> **What you need to do**
Restate the whole of the material. Keep every word, and drop the pictures.

> **Collected material**
========================

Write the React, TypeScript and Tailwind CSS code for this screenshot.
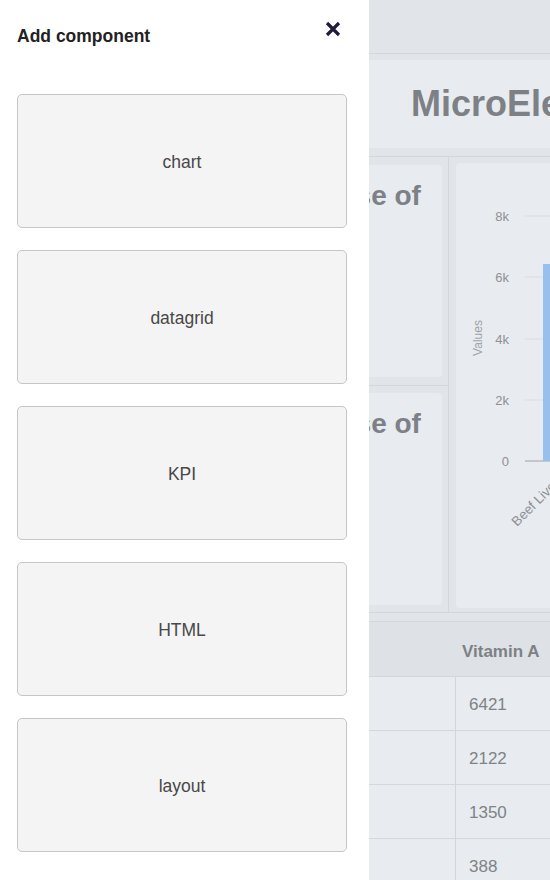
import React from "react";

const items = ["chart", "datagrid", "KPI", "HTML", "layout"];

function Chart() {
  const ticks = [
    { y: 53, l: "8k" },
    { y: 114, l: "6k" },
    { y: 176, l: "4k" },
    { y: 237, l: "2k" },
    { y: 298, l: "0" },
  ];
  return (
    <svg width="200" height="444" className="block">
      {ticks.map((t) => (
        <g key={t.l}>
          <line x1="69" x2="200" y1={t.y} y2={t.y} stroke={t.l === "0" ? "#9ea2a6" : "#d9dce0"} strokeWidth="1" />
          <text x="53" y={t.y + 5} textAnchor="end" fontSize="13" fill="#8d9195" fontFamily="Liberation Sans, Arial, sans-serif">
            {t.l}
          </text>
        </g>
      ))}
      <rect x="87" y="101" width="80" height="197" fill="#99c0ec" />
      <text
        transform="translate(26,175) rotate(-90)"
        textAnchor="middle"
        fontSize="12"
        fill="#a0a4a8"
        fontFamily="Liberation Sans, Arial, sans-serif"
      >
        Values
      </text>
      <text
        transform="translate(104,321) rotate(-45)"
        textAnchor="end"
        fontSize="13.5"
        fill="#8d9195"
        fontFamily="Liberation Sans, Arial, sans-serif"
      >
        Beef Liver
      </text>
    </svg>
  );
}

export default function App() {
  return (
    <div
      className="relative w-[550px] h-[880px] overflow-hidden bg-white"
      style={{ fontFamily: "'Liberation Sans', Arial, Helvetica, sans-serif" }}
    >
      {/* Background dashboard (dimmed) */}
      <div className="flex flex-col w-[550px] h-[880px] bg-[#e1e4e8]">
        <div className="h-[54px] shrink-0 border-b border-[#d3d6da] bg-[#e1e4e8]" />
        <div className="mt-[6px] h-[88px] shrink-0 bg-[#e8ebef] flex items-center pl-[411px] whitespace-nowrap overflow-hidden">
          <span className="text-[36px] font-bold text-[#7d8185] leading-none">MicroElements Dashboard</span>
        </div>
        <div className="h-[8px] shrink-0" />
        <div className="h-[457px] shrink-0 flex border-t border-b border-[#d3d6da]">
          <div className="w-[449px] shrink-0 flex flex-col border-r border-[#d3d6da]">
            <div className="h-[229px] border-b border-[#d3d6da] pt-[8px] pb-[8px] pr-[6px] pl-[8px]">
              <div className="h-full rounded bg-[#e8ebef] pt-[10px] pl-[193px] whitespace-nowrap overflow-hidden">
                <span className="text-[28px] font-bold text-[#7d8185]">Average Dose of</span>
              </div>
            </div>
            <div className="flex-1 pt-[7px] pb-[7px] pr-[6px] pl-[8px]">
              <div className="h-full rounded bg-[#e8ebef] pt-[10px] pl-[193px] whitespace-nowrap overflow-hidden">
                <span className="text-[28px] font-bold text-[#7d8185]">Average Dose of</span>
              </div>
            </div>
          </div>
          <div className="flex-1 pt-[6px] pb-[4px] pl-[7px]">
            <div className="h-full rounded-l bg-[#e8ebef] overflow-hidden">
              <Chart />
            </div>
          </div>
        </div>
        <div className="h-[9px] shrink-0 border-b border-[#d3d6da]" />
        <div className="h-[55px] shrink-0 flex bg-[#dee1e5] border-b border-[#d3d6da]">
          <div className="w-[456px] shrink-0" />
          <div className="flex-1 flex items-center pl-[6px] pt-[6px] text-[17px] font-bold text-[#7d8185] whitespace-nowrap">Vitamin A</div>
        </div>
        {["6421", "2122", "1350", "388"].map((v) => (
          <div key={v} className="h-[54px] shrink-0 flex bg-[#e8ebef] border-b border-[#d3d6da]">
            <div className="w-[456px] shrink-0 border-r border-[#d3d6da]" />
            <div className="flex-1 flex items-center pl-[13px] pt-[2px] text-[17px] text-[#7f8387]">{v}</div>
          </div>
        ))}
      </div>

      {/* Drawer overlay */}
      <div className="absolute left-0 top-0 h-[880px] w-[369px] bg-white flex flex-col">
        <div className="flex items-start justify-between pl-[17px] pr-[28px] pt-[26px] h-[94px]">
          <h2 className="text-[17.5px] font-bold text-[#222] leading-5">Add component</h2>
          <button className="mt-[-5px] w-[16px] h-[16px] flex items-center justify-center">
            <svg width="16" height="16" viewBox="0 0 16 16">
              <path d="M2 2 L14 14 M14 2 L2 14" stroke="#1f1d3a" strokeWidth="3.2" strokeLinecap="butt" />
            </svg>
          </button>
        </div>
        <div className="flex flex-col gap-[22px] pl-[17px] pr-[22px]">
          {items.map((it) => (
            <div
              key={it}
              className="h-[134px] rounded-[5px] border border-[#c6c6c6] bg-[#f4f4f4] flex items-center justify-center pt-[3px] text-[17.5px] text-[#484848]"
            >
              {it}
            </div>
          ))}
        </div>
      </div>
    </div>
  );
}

========================

> **Solved problem**
Write the React, TypeScript and Tailwind CSS code for this screenshot.
import React from "react";

const items = ["chart", "datagrid", "KPI", "HTML", "layout"];

function Chart() {
  const ticks = [
    { y: 53, l: "8k" },
    { y: 114, l: "6k" },
    { y: 176, l: "4k" },
    { y: 237, l: "2k" },
    { y: 298, l: "0" },
  ];
  return (
    <svg width="200" height="444" className="block">
      {ticks.map((t) => (
        <g key={t.l}>
          <line x1="69" x2="200" y1={t.y} y2={t.y} stroke={t.l === "0" ? "#9ea2a6" : "#d9dce0"} strokeWidth="1" />
          <text x="53" y={t.y + 5} textAnchor="end" fontSize="13" fill="#8d9195" fontFamily="Liberation Sans, Arial, sans-serif">
            {t.l}
          </text>
        </g>
      ))}
      <rect x="87" y="101" width="80" height="197" fill="#99c0ec" />
      <text
        transform="translate(26,175) rotate(-90)"
        textAnchor="middle"
        fontSize="12"
        fill="#a0a4a8"
        fontFamily="Liberation Sans, Arial, sans-serif"
      >
        Values
      </text>
      <text
        transform="translate(104,321) rotate(-45)"
        textAnchor="end"
        fontSize="13.5"
        fill="#8d9195"
        fontFamily="Liberation Sans, Arial, sans-serif"
      >
        Beef Liver
      </text>
    </svg>
  );
}

export default function App() {
  return (
    <div
      className="relative w-[550px] h-[880px] overflow-hidden bg-white"
      style={{ fontFamily: "'Liberation Sans', Arial, Helvetica, sans-serif" }}
    >
      {/* Background dashboard (dimmed) */}
      <div className="flex flex-col w-[550px] h-[880px] bg-[#e1e4e8]">
        <div className="h-[54px] shrink-0 border-b border-[#d3d6da] bg-[#e1e4e8]" />
        <div className="mt-[6px] h-[88px] shrink-0 bg-[#e8ebef] flex items-center pl-[411px] whitespace-nowrap overflow-hidden">
          <span className="text-[36px] font-bold text-[#7d8185] leading-none">MicroElements Dashboard</span>
        </div>
        <div className="h-[8px] shrink-0" />
        <div className="h-[457px] shrink-0 flex border-t border-b border-[#d3d6da]">
          <div className="w-[449px] shrink-0 flex flex-col border-r border-[#d3d6da]">
            <div className="h-[229px] border-b border-[#d3d6da] pt-[8px] pb-[8px] pr-[6px] pl-[8px]">
              <div className="h-full rounded bg-[#e8ebef] pt-[10px] pl-[193px] whitespace-nowrap overflow-hidden">
                <span className="text-[28px] font-bold text-[#7d8185]">Average Dose of</span>
              </div>
            </div>
            <div className="flex-1 pt-[7px] pb-[7px] pr-[6px] pl-[8px]">
              <div className="h-full rounded bg-[#e8ebef] pt-[10px] pl-[193px] whitespace-nowrap overflow-hidden">
                <span className="text-[28px] font-bold text-[#7d8185]">Average Dose of</span>
              </div>
            </div>
          </div>
          <div className="flex-1 pt-[6px] pb-[4px] pl-[7px]">
            <div className="h-full rounded-l bg-[#e8ebef] overflow-hidden">
              <Chart />
            </div>
          </div>
        </div>
        <div className="h-[9px] shrink-0 border-b border-[#d3d6da]" />
        <div className="h-[55px] shrink-0 flex bg-[#dee1e5] border-b border-[#d3d6da]">
          <div className="w-[456px] shrink-0" />
          <div className="flex-1 flex items-center pl-[6px] pt-[6px] text-[17px] font-bold text-[#7d8185] whitespace-nowrap">Vitamin A</div>
        </div>
        {["6421", "2122", "1350", "388"].map((v) => (
          <div key={v} className="h-[54px] shrink-0 flex bg-[#e8ebef] border-b border-[#d3d6da]">
            <div className="w-[456px] shrink-0 border-r border-[#d3d6da]" />
            <div className="flex-1 flex items-center pl-[13px] pt-[2px] text-[17px] text-[#7f8387]">{v}</div>
          </div>
        ))}
      </div>

      {/* Drawer overlay */}
      <div className="absolute left-0 top-0 h-[880px] w-[369px] bg-white flex flex-col">
        <div className="flex items-start justify-between pl-[17px] pr-[28px] pt-[26px] h-[94px]">
          <h2 className="text-[17.5px] font-bold text-[#222] leading-5">Add component</h2>
          <button className="mt-[-5px] w-[16px] h-[16px] flex items-center justify-center">
            <svg width="16" height="16" viewBox="0 0 16 16">
              <path d="M2 2 L14 14 M14 2 L2 14" stroke="#1f1d3a" strokeWidth="3.2" strokeLinecap="butt" />
            </svg>
          </button>
        </div>
        <div className="flex flex-col gap-[22px] pl-[17px] pr-[22px]">
          {items.map((it) => (
            <div
              key={it}
              className="h-[134px] rounded-[5px] border border-[#c6c6c6] bg-[#f4f4f4] flex items-center justify-center pt-[3px] text-[17.5px] text-[#484848]"
            >
              {it}
            </div>
          ))}
        </div>
      </div>
    </div>
  );
}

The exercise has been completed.